Fig. 1. The structure of PS.

Download Full Size | PDF

We convert the complex data samples into constellation diagrams. The constellation diagram has been widely applied to represents a modulated signal [24]. Besides, the signal after PS is also clearly reflected in the constellation diagram. Furthermore, an image dataset is necessary for the training of the neural network. Hence, we create the dataset of constellation diagrams with different signals. In addition, it is assumed that carrier, timing, and waveform recovery have already been accomplished. Six modulation formats are considered, including 16QAM, PS-16QAM, 32QAM, PS-32QAM, 64QAM, PS-64QAM. Given a batch of samples, our task is to determine the modulation format of the received signals in PS-based FMF-EONs. To implement the modulation recognition, three-channel images containing more features are fed into the neural network, which are generated from 198148 sampling points. The SNR ranges from 0 dB to 10 dB in order to simulate the actual optical transmission system. The examples of constellation diagrams for six modulation formats with different SNRs in transmitting end are shown in Fig. 2. The constellation diagrams of six modulation formats in LP21 are demonstrated in Fig. 2(c). Due to the link damages in FMF, the constellation diagrams of six modulation formats rotates and the constellation points are disarray, which are different from the constellation in Fig. 2(b). Note that, the constellation diagrams of each modulation format become clearer and more obvious with an increasing SNR value. Additionally, PS-16QAM and PS-32QAM have similar square constellation diagrams when the SNR is 0 dB which is hard to recognize the modulation format of the received signals. In the following, corresponding CNN models are investigated for MFR tasks in PS-based FMF-EONs.

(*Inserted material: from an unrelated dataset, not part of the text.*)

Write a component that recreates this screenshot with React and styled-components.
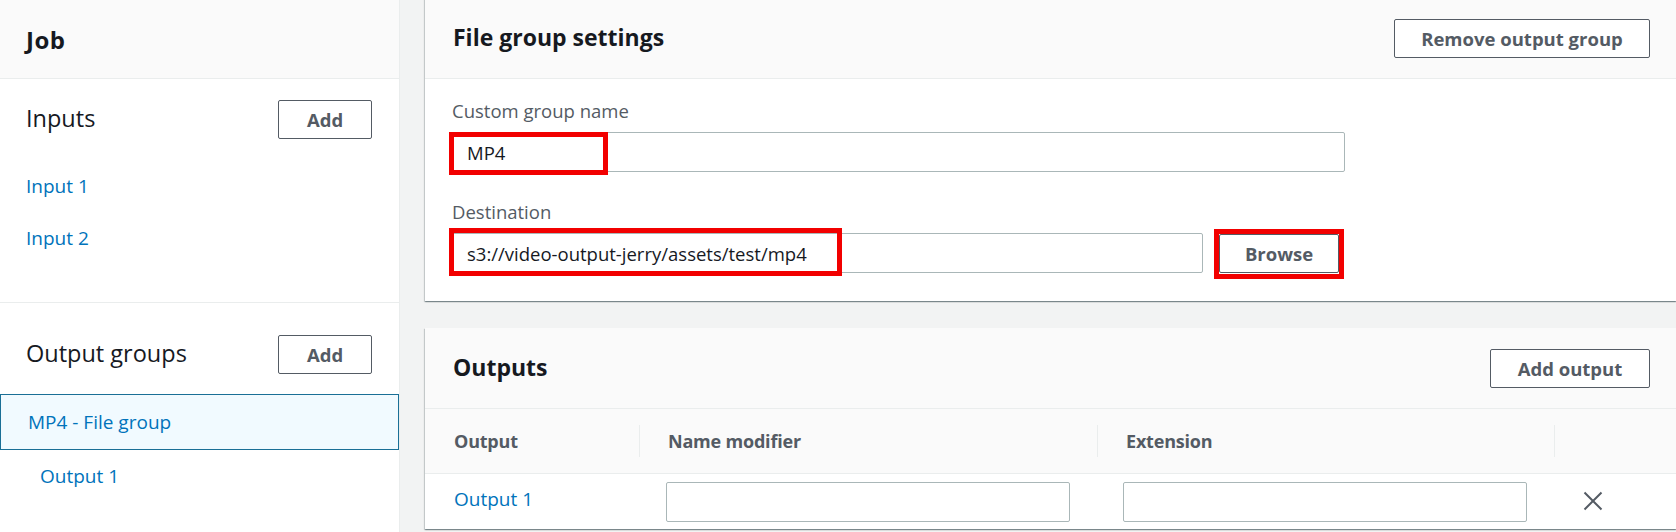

Fig. 2. (a) Constellation diagrams for six modulation formats at SNR=0 dB. (b) Constellation diagrams for six modulation formats at SNR=10 dB (c) Constellation diagrams for six modulation formats in LP21.

Download Full Size | PDF

2.2 Transfer learning network design

2.2.1 Convolutional neural networks (CNN) backbones

In this paper, we mainly apply four popular CNN models, including AlexNet, VGGNet, GoogLeNet and ResNet, as backbones of TLN. They are adept at classification tasks and performed very well on ImageNet.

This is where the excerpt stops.